I set you up for Chapters 3 & 4 by talking a little about the 4 tools he introduces: Discourses, Social Languages, Conversations, and Intertextuality. From my perspective, these are more ideas than tools. At the same time, language researchers certainly do use these ideas to identify and classify what we do when we use language, so I guess, in that way they are tools. Chapter 3 focuses on Discourse, and Chapter 4 covers the other 3 terms.

Analysis: Slowing it down + naming what we do as we think.We started out by making a list of some of the words you used to describe what you do when you do analysis. Some of the terms were breaking into parts, critical thinking, studying, coming to a conclusion and making meanings. These are all good general descriptions for analysis. Our work this morning was to pay close attention to our thinking process so we could name the different "moves" we made as we engaged in analytic process.

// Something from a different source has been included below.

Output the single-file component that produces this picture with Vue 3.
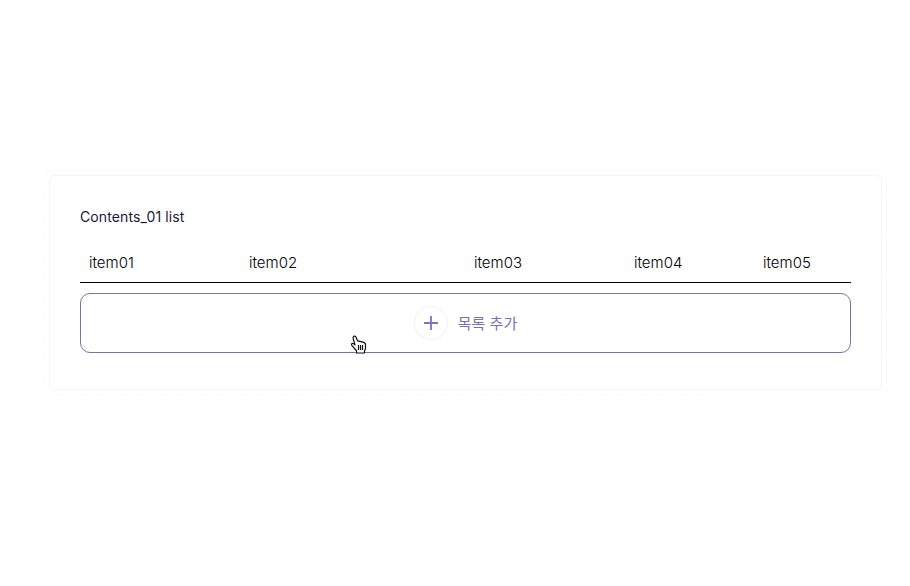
<template>
  <div class="page">
    <section class="card">
      <h2 class="title">Contents_01 list</h2>
      <div class="head">
        <span v-for="col in columns" :key="col" class="head-cell">{{ col }}</span>
      </div>
      <button class="add-button" type="button">
        <span class="plus-circle">
          <svg width="16" height="16" viewBox="0 0 16 16" fill="none">
            <path d="M8 1v14M1 8h14" stroke="#7477c4" stroke-width="1.8" />
          </svg>
        </span>
        <span class="add-label">목록 추가</span>
        <svg class="cursor" width="16" height="19" viewBox="0 0 16 19" fill="#fff" stroke="#111" stroke-width="1.2" stroke-linejoin="round">
          <path d="M2.500 1.500c.8-.8 2-.4 2.400.4l1.800 4 5.200 1.300c1.400.4 2.600 1.200 2.600 2.600v3.200c0 1.200-.4 2-1 2.800v2.200H5.600v-2L1 10.600c-.8-.9-.6-1.900.2-2.100.8-.2 1.600.2 2.800 1.400L2.200 3.600c-.2-.8-.1-1.600.3-2.100z" />
          <path d="M7.500 10v5M9.500 10v5M11.500 10v5" fill="none" />
        </svg>
      </button>
    </section>
  </div>
</template>

<script setup>
const columns = ['item01', 'item02', 'item03', 'item04', 'item05']
</script>

<style>
html,
body {
  margin: 0;
  background: #fff;
}
</style>

<style scoped>
.page {
  box-sizing: border-box;
  width: 910px;
  height: 586px;
  padding: 175px 28px 0 49px;
  font-family: Inter, "Noto Sans CJK KR", sans-serif;
  background: #fff;
}

.card {
  box-sizing: border-box;
  height: 215px;
  padding: 30px 30px 0;
  border: 1px solid #f4f4f6;
  border-radius: 6px;
  outline: 1px dashed #f8f8fc;
  outline-offset: 4px;
}

.title {
  margin: 0;
  font-size: 14px;
  font-weight: 400;
  line-height: 22px;
  letter-spacing: 0.12px;
  color: #17173a;
}

.head {
  display: grid;
  grid-template-columns: 160px 225px 160px 129px 97px;
  box-sizing: border-box;
  height: 40px;
  margin-top: 15px;
  padding-top: 9px;
  border-bottom: 1px solid #000;
}

.head-cell {
  padding-left: 9px;
  font-size: 15px;
  font-weight: 300;
  line-height: 22px;
  color: #000;
}

.add-button {
  position: relative;
  display: flex;
  align-items: center;
  justify-content: center;
  gap: 10px;
  box-sizing: border-box;
  width: 100%;
  height: 60px;
  margin-top: 10px;
  padding: 0;
  border: 1px solid #7b72a8;
  border-radius: 10px;
  background: #fff;
  font-family: inherit;
  cursor: pointer;
}

.plus-circle {
  display: flex;
  align-items: center;
  justify-content: center;
  box-sizing: border-box;
  width: 34px;
  height: 34px;
  border: 1px solid #f0f0f3;
  border-radius: 50%;
}

.add-label {
  padding-bottom: 2px;
  font-size: 15px;
  font-weight: 400;
  color: #7a6fb6;
}

.cursor {
  position: absolute;
  left: 270px;
  top: 41px;
}
</style>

You worked in groups to solve a particular "brain teaser." I asked you to pay attention to, and to name the different moves you made as you tried to solve the puzzle = and you did. After each group had worked their way through to an answer (awesome) we made a list of the moves you wrote down as you worked. We then grouped the moves into categories, and the list below is what we came up with.

Analytic process for solving the puzzle.

1. Figure out what problem you are solving (identify the problem)

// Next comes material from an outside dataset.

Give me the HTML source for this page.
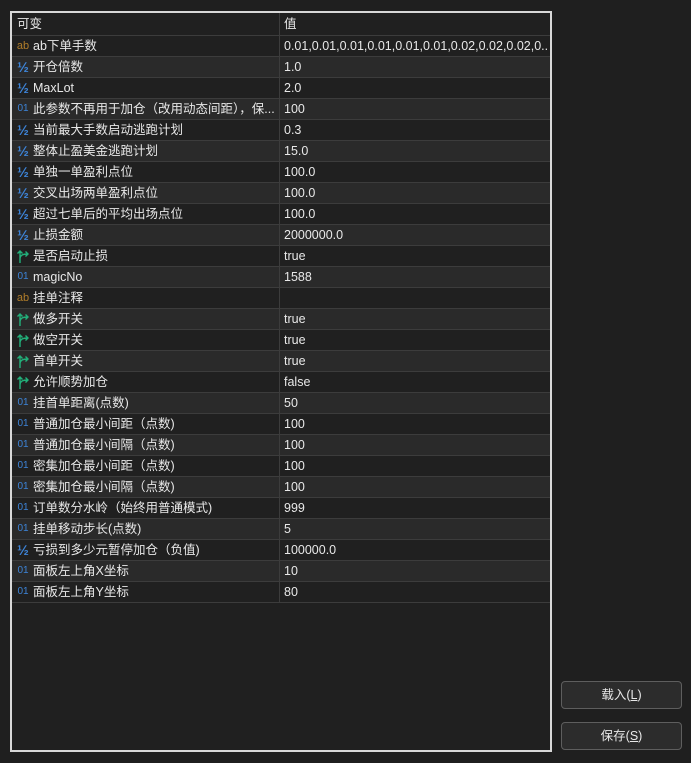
<!DOCTYPE html>
<html><head><meta charset="utf-8"><style>
*{margin:0;padding:0;box-sizing:border-box}
body{width:691px;height:763px;background:#1f1f1f;font-family:"Liberation Sans","Noto Sans CJK SC",sans-serif;font-size:12.5px;color:#e8e8e8;position:relative;overflow:hidden}
.tbl{position:absolute;left:10px;top:11px;width:542px;height:741px;border:2px solid #d8d8d8;background:#202020}
.row{position:absolute;left:0;width:538px;height:21px;border-bottom:1px solid #3c3c3c}
.row.e{background:#2a2a2a}
.c1{position:absolute;left:0;top:0;width:268px;height:21px;line-height:20px;padding-left:21px;white-space:nowrap;overflow:hidden;border-right:1px solid #3c3c3c}
.c2{position:absolute;left:272px;top:0;width:264px;line-height:20px;white-space:nowrap;overflow:hidden;text-overflow:clip}
.ic{position:absolute;left:3px;top:0;width:16px;height:20px;line-height:20px;font-size:11px;text-align:center;display:block}
.ab{color:#b07d2a}.hf{color:#3d84d8;font-size:14px;font-weight:bold}.n{color:#3d84d8;font-size:10px}
.hdr{position:absolute;left:0;top:0;width:538px;height:23px;border-bottom:1px solid #3c3c3c}
.hdr .c1{height:23px;line-height:22px;padding-left:5px}
.hdr .c2{line-height:22px}
.btn{position:absolute;left:561px;width:121px;height:28px;border:1px solid #5e5e5e;border-radius:4px;background:#2c2c2c;color:#e8e8e8;text-align:center;line-height:26px;font-size:12.5px}
</style></head><body>
<div class="tbl">
<div class="hdr"><div class="c1">可变</div><div class="c2">值</div></div>
<div id="rows"></div>
</div>
<div class="btn" style="top:681px">载入(<u>L</u>)</div>
<div class="btn" style="top:722px">保存(<u>S</u>)</div>
<script>
var A='<svg width="16" height="20" viewBox="0 0 16 20" style="display:block"><path d="M5 17V5M2.5 7.5L5 5l2.5 2.5M5 13c0-4 3-5 8-5M10.5 5.5L13 8l-2.5 2.5" fill="none" stroke="#22b07a" stroke-width="1.4"/></svg>';
var d=[["ab","ab下单手数","0.01,0.01,0.01,0.01,0.01,0.01,0.02,0.02,0.02,0...."],["h","开仓倍数","1.0"],["h","MaxLot","2.0"],["n","此参数不再用于加仓（改用动态间距），保...","100"],["h","当前最大手数启动逃跑计划","0.3"],["h","整体止盈美金逃跑计划","15.0"],["h","单独一单盈利点位","100.0"],["h","交叉出场两单盈利点位","100.0"],["h","超过七单后的平均出场点位","100.0"],["h","止损金额","2000000.0"],["a","是否启动止损","true"],["n","magicNo","1588"],["ab","挂单注释",""],["a","做多开关","true"],["a","做空开关","true"],["a","首单开关","true"],["a","允许顺势加仓","false"],["n","挂首单距离(点数)","50"],["n","普通加仓最小间距（点数)","100"],["n","普通加仓最小间隔（点数)","100"],["n","密集加仓最小间距（点数)","100"],["n","密集加仓最小间隔（点数)","100"],["n","订单数分水岭（始终用普通模式)","999"],["n","挂单移动步长(点数)","5"],["h","亏损到多少元暂停加仓（负值)","100000.0"],["n","面板左上角X坐标","10"],["n","面板左上角Y坐标","80"]];
var h='';d.forEach(function(r,i){var ic=r[0]=='ab'?'<span class="ic ab">ab</span>':r[0]=='h'?'<span class="ic hf">½</span>':r[0]=='n'?'<span class="ic n">01</span>':'<span class="ic">'+A+'</span>';
h+='<div class="row'+(i%2?' e':'')+'" style="top:'+(23+i*21)+'px"><div class="c1">'+ic+r[1]+'</div><div class="c2">'+r[2]+'</div></div>';});
document.getElementById('rows').innerHTML=h;
</script>
</body></html>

2. Coding = noticing the features in your data that are significant to your problem
Notice that there were different shapes
Noticed that orientation counted ?
Notice color ?
Codes = names of features significang in your data

2. Catagorizing
Catefories = groups of things with shared features
Name shapes = trying out what counts as being a particular shape

3. Looking for patterns
Counted how many of each shape
Grouping = which shapes occurred together
Lots of local patterns = which shapes ALWAYS went together


4. Posed a local theory
Used what you noticed about6 local patterns to pose a “theory” about how the big pattern is built

5. Tested
Test the local pattern to see if it can make a BIG pattern

6. Use local theory to pose BIG theory (to explain the whole system)

In addition to noticing these steps, we noticed that this process was not linear. As Karl pointed out at the beginning of the exercise - thinking is messy, it doesn't go in a straight line. You cycled through these processes, sometimes jumping from one to another. For example, you might have posed a local theory, found that it didn't "work" and then gone back to identifying features to figure out why the theory didn't work. This new consideration of features then might lead you to different categories. And so on.

As explained in class, the purpose of doing this exercise was for us to analyze(!) analytic process => to identify and name the "features" of analytic process, to put those features into categories, and to pose a theory about relationships among those categories that can "explain" how analysis works. And that's what we did.

For next class:

Read: Gee, Chapter 1 – 4. 
Blog 2: In your own words => define analysis. What is it? How does it work? Describe how you might use analysis to study something about writing that interests you.